Return the material word for word. Do not include pictures.

**Information supplied**
# # #

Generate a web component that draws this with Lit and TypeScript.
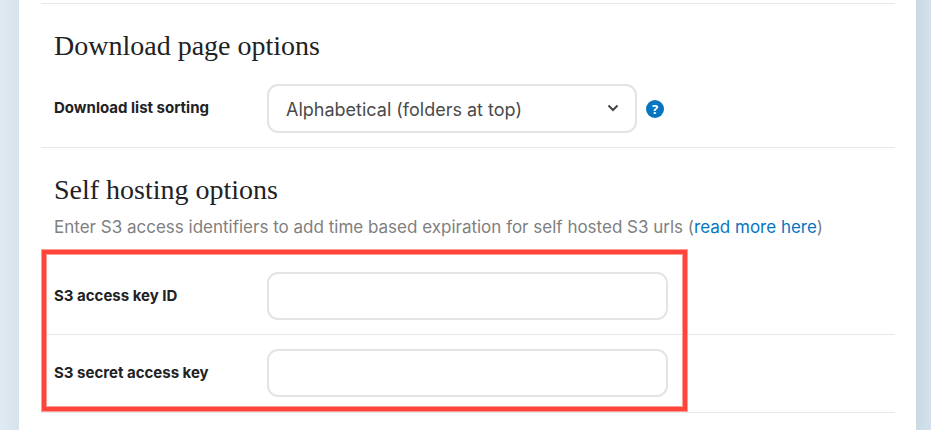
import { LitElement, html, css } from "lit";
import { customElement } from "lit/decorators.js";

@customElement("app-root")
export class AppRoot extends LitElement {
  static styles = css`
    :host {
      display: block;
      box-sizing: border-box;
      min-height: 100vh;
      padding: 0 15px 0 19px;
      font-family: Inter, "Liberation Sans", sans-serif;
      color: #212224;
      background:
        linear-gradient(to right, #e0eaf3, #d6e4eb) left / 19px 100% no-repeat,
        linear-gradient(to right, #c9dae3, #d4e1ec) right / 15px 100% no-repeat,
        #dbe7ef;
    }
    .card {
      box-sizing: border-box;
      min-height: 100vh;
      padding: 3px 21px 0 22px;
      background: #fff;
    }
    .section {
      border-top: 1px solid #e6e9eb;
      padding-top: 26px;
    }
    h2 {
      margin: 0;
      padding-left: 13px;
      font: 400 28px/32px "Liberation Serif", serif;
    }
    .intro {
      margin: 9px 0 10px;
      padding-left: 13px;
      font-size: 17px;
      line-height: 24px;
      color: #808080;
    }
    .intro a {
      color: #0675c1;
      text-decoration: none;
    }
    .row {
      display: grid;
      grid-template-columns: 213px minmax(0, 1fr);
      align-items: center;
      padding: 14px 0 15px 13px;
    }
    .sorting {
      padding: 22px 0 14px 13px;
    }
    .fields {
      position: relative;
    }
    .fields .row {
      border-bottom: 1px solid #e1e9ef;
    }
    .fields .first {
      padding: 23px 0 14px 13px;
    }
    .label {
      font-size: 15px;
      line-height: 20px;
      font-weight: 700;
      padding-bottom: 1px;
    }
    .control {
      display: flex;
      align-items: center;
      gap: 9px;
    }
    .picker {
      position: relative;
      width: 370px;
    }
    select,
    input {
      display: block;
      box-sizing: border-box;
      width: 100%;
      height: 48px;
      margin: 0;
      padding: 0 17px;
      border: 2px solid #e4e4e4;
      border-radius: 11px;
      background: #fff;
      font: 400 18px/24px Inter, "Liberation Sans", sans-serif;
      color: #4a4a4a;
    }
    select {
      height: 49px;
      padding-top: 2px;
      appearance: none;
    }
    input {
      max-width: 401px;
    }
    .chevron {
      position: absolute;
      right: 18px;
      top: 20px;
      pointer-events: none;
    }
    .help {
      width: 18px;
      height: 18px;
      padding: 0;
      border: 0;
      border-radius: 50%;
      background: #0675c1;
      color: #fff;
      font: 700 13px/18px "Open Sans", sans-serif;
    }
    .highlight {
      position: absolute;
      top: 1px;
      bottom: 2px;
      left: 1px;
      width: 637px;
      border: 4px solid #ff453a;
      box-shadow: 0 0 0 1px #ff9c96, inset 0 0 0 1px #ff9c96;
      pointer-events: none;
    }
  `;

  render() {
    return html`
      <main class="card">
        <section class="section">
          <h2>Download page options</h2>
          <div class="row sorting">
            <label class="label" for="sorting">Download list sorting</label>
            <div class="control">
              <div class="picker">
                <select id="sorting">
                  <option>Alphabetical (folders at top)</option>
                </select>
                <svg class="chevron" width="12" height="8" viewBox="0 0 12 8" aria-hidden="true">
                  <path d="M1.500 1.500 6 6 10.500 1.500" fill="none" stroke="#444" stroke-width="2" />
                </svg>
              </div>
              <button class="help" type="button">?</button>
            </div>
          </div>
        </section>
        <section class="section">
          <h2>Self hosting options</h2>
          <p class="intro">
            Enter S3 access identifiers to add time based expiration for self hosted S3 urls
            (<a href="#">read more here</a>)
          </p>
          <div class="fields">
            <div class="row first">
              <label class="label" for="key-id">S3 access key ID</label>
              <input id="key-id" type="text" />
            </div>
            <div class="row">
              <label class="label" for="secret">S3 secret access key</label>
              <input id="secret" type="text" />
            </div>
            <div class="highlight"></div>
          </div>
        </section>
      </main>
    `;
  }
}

# # #

**Output for this exercise**
Generate a web component that draws this with Lit and TypeScript.
import { LitElement, html, css } from "lit";
import { customElement } from "lit/decorators.js";

@customElement("app-root")
export class AppRoot extends LitElement {
  static styles = css`
    :host {
      display: block;
      box-sizing: border-box;
      min-height: 100vh;
      padding: 0 15px 0 19px;
      font-family: Inter, "Liberation Sans", sans-serif;
      color: #212224;
      background:
        linear-gradient(to right, #e0eaf3, #d6e4eb) left / 19px 100% no-repeat,
        linear-gradient(to right, #c9dae3, #d4e1ec) right / 15px 100% no-repeat,
        #dbe7ef;
    }
    .card {
      box-sizing: border-box;
      min-height: 100vh;
      padding: 3px 21px 0 22px;
      background: #fff;
    }
    .section {
      border-top: 1px solid #e6e9eb;
      padding-top: 26px;
    }
    h2 {
      margin: 0;
      padding-left: 13px;
      font: 400 28px/32px "Liberation Serif", serif;
    }
    .intro {
      margin: 9px 0 10px;
      padding-left: 13px;
      font-size: 17px;
      line-height: 24px;
      color: #808080;
    }
    .intro a {
      color: #0675c1;
      text-decoration: none;
    }
    .row {
      display: grid;
      grid-template-columns: 213px minmax(0, 1fr);
      align-items: center;
      padding: 14px 0 15px 13px;
    }
    .sorting {
      padding: 22px 0 14px 13px;
    }
    .fields {
      position: relative;
    }
    .fields .row {
      border-bottom: 1px solid #e1e9ef;
    }
    .fields .first {
      padding: 23px 0 14px 13px;
    }
    .label {
      font-size: 15px;
      line-height: 20px;
      font-weight: 700;
      padding-bottom: 1px;
    }
    .control {
      display: flex;
      align-items: center;
      gap: 9px;
    }
    .picker {
      position: relative;
      width: 370px;
    }
    select,
    input {
      display: block;
      box-sizing: border-box;
      width: 100%;
      height: 48px;
      margin: 0;
      padding: 0 17px;
      border: 2px solid #e4e4e4;
      border-radius: 11px;
      background: #fff;
      font: 400 18px/24px Inter, "Liberation Sans", sans-serif;
      color: #4a4a4a;
    }
    select {
      height: 49px;
      padding-top: 2px;
      appearance: none;
    }
    input {
      max-width: 401px;
    }
    .chevron {
      position: absolute;
      right: 18px;
      top: 20px;
      pointer-events: none;
    }
    .help {
      width: 18px;
      height: 18px;
      padding: 0;
      border: 0;
      border-radius: 50%;
      background: #0675c1;
      color: #fff;
      font: 700 13px/18px "Open Sans", sans-serif;
    }
    .highlight {
      position: absolute;
      top: 1px;
      bottom: 2px;
      left: 1px;
      width: 637px;
      border: 4px solid #ff453a;
      box-shadow: 0 0 0 1px #ff9c96, inset 0 0 0 1px #ff9c96;
      pointer-events: none;
    }
  `;

  render() {
    return html`
      <main class="card">
        <section class="section">
          <h2>Download page options</h2>
          <div class="row sorting">
            <label class="label" for="sorting">Download list sorting</label>
            <div class="control">
              <div class="picker">
                <select id="sorting">
                  <option>Alphabetical (folders at top)</option>
                </select>
                <svg class="chevron" width="12" height="8" viewBox="0 0 12 8" aria-hidden="true">
                  <path d="M1.500 1.500 6 6 10.500 1.500" fill="none" stroke="#444" stroke-width="2" />
                </svg>
              </div>
              <button class="help" type="button">?</button>
            </div>
          </div>
        </section>
        <section class="section">
          <h2>Self hosting options</h2>
          <p class="intro">
            Enter S3 access identifiers to add time based expiration for self hosted S3 urls
            (<a href="#">read more here</a>)
          </p>
          <div class="fields">
            <div class="row first">
              <label class="label" for="key-id">S3 access key ID</label>
              <input id="key-id" type="text" />
            </div>
            <div class="row">
              <label class="label" for="secret">S3 secret access key</label>
              <input id="secret" type="text" />
            </div>
            <div class="highlight"></div>
          </div>
        </section>
      </main>
    `;
  }
}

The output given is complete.